*AIM*
Please count the lines in the listing below where the word "that" appears. Give the number only.
***** MATERIAL SHOWN *****
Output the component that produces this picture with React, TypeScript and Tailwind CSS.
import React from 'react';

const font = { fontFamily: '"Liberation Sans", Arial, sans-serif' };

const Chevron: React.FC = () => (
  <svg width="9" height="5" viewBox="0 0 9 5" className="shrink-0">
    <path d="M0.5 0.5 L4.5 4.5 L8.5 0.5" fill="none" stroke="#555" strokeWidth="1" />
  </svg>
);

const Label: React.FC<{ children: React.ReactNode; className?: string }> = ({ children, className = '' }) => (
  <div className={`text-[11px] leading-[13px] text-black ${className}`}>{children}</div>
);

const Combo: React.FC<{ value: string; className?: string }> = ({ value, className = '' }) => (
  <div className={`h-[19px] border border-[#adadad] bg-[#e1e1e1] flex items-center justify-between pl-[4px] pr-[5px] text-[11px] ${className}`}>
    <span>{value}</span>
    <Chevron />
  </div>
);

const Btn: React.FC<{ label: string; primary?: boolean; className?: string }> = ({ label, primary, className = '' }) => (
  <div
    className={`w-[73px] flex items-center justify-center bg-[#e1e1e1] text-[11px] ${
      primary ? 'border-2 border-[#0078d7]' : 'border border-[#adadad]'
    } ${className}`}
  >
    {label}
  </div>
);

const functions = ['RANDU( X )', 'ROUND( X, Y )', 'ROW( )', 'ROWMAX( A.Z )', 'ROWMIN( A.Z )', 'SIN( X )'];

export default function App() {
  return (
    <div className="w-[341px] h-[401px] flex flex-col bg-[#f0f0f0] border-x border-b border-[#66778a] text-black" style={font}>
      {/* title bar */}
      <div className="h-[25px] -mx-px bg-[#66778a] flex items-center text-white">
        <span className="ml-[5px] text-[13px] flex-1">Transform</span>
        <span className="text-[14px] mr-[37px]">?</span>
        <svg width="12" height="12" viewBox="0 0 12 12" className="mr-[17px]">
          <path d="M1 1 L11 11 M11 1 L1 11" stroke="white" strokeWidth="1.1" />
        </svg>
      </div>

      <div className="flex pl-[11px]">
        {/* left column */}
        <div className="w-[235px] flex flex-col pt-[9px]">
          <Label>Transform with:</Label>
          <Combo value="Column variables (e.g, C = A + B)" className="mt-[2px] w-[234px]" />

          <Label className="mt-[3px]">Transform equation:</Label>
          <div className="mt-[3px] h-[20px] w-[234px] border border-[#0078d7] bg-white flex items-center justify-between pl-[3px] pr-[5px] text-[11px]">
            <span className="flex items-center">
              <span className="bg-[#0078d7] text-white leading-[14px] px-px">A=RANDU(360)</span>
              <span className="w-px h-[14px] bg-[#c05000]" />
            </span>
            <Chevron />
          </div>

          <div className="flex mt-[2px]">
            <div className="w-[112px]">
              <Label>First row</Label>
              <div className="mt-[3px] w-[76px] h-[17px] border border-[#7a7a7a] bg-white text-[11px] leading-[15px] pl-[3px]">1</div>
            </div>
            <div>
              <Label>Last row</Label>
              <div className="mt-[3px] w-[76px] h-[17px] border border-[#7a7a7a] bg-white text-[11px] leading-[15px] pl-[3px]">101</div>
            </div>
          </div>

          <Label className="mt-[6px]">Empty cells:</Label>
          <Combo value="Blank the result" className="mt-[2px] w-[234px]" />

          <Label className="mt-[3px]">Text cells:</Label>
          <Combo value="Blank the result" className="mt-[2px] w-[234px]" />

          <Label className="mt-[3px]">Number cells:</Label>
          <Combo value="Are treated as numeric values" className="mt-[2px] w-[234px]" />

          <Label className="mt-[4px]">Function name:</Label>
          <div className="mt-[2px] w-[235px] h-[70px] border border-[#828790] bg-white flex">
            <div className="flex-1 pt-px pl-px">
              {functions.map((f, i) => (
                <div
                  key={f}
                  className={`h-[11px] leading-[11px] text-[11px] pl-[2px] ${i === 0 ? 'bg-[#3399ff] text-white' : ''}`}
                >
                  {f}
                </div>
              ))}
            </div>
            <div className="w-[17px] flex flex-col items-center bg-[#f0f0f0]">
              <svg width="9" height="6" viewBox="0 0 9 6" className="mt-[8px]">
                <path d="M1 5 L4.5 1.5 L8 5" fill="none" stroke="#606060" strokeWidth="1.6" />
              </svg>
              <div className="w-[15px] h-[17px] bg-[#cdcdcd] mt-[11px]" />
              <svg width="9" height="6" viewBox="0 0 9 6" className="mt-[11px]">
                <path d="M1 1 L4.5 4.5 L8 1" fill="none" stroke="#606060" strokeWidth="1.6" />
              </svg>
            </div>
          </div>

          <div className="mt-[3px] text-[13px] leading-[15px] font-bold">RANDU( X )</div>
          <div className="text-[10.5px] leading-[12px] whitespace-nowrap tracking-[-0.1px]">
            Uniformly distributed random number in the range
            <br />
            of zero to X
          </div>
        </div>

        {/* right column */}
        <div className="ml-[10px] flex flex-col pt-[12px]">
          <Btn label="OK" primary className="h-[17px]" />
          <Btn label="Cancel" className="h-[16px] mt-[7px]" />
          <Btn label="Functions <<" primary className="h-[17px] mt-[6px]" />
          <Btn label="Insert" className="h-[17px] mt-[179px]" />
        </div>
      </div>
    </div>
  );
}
*****
***** MATERIAL SHOWN *****
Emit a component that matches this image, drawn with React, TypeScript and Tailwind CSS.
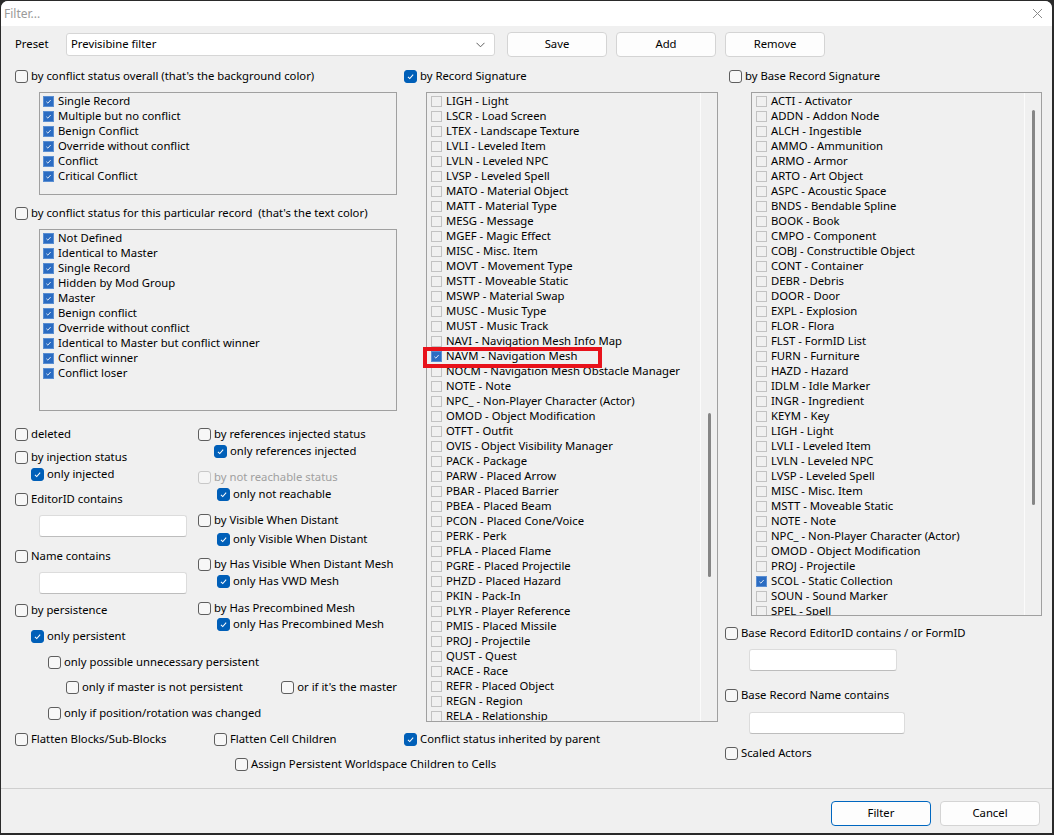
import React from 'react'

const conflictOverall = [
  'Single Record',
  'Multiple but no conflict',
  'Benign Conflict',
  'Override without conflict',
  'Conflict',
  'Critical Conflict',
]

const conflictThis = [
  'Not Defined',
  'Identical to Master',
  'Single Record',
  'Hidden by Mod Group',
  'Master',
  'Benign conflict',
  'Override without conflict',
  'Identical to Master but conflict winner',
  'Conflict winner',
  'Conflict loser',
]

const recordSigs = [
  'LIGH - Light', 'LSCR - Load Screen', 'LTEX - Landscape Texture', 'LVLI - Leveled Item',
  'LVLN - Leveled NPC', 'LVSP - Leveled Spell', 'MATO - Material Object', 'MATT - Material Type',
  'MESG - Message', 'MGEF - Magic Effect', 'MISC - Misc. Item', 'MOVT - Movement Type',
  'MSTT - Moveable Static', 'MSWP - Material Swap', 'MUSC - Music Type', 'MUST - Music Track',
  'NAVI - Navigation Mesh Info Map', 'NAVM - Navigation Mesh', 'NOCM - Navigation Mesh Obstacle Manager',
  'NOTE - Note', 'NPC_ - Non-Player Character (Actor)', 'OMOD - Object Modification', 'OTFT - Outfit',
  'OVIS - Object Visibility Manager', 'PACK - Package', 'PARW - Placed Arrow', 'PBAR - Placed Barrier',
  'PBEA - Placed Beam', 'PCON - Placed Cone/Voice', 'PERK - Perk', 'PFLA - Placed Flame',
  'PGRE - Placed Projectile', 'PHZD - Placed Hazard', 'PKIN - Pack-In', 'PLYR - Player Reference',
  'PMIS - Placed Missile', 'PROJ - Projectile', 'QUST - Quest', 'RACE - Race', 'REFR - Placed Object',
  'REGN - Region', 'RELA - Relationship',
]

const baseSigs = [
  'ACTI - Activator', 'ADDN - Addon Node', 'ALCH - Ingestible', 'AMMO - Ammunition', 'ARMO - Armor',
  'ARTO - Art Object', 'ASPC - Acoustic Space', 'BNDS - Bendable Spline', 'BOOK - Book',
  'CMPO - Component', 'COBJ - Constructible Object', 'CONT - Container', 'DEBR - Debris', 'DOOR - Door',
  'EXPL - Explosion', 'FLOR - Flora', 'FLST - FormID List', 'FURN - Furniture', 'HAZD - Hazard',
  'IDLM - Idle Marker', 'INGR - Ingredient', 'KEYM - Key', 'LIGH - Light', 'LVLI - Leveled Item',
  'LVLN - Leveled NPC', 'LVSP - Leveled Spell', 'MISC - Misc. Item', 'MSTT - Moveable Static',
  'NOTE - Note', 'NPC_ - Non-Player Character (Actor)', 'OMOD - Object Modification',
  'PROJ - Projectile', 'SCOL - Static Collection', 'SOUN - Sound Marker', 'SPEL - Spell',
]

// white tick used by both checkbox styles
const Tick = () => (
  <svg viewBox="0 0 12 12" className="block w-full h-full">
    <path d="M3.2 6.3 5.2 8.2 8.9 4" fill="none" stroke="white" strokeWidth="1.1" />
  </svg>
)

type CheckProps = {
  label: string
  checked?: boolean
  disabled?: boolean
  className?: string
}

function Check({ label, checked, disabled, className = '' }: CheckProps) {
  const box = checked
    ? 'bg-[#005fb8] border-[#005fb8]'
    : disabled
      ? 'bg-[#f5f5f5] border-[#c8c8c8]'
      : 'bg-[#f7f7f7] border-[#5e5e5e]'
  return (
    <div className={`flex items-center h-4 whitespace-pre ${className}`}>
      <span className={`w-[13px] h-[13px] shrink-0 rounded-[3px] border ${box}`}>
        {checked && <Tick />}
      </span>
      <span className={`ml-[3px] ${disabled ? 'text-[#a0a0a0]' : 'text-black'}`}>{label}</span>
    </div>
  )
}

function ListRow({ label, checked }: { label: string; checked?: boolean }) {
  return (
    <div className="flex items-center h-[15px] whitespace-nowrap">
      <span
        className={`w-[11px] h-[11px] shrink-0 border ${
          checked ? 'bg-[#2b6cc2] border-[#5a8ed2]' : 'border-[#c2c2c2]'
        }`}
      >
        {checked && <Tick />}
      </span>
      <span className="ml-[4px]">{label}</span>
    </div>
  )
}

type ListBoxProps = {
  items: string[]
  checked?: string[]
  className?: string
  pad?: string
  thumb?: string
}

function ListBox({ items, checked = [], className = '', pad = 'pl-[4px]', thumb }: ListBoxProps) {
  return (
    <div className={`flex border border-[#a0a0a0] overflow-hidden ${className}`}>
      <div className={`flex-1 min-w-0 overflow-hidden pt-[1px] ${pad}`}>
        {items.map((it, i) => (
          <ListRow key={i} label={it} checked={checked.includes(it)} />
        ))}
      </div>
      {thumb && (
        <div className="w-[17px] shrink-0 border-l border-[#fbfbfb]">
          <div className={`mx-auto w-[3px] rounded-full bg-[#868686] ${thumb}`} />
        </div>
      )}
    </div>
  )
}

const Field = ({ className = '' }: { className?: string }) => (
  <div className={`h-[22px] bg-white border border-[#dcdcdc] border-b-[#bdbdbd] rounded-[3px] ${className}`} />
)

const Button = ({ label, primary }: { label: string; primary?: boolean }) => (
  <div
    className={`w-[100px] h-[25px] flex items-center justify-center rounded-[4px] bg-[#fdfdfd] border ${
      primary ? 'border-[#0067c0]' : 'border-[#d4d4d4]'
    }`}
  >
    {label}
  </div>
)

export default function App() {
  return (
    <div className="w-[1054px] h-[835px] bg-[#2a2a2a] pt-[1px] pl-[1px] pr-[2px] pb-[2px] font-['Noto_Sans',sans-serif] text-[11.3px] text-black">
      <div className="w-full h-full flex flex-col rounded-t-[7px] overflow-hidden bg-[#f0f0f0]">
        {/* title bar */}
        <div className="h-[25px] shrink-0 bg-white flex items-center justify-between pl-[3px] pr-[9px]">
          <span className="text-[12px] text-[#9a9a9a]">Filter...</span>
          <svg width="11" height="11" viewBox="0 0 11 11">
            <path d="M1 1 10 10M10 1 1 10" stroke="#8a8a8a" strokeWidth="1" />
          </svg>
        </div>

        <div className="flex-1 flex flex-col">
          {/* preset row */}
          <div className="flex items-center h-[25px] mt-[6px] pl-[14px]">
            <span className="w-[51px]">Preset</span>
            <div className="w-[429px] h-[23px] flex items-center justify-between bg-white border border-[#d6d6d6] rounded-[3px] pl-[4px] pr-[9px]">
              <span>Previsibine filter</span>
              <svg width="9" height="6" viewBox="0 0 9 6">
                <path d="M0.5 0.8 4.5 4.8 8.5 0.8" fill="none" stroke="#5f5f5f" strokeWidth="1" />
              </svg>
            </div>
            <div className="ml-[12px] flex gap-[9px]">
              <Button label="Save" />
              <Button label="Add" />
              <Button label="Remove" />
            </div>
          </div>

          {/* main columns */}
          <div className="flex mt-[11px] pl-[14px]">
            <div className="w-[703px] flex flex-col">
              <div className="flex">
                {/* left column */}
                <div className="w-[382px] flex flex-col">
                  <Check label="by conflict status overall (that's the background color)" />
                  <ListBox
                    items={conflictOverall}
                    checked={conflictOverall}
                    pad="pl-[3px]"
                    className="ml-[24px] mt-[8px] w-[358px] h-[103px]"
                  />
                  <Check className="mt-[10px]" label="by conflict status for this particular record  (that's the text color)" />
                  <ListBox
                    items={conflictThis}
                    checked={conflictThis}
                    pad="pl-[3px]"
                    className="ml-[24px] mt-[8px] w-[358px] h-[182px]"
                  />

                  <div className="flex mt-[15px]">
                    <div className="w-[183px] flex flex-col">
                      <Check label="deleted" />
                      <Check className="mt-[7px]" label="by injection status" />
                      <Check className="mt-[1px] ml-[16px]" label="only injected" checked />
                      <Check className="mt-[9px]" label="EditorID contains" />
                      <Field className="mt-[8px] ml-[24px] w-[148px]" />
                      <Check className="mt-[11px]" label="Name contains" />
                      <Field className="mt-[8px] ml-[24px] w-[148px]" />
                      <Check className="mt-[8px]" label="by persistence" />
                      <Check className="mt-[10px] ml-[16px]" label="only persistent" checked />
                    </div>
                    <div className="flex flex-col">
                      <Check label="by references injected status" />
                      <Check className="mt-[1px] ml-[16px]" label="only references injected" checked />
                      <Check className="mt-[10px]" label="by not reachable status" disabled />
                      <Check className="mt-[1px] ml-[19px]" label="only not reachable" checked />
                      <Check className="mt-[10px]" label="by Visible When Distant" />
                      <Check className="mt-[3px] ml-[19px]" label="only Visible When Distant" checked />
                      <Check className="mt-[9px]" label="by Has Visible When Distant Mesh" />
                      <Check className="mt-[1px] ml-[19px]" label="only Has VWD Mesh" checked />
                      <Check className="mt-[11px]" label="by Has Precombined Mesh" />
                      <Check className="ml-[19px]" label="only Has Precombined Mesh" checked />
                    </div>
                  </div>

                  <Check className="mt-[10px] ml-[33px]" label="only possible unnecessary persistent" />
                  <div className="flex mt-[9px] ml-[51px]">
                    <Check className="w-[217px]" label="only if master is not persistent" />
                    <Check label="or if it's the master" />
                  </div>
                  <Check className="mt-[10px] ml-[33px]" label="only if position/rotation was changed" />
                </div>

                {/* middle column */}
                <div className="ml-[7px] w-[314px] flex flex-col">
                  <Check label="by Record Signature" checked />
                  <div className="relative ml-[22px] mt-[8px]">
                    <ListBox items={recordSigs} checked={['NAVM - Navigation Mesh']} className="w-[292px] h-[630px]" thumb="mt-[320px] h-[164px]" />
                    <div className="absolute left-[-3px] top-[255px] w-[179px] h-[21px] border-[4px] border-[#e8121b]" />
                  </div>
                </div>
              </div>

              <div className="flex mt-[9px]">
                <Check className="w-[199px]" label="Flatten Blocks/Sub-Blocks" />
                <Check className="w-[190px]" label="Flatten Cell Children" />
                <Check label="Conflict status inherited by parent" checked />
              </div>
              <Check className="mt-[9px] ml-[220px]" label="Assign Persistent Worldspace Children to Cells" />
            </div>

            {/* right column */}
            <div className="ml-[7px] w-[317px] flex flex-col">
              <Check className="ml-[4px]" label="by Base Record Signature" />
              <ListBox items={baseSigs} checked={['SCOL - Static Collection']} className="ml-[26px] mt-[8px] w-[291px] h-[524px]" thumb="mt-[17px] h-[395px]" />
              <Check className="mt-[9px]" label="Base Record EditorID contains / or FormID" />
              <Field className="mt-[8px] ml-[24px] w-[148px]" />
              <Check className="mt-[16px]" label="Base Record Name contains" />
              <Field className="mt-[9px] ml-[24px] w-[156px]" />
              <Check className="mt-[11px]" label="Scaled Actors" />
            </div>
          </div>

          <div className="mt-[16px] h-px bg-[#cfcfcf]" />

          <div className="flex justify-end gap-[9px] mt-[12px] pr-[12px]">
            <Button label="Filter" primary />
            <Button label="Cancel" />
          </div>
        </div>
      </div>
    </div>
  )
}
*****
*TASK RESULT*
4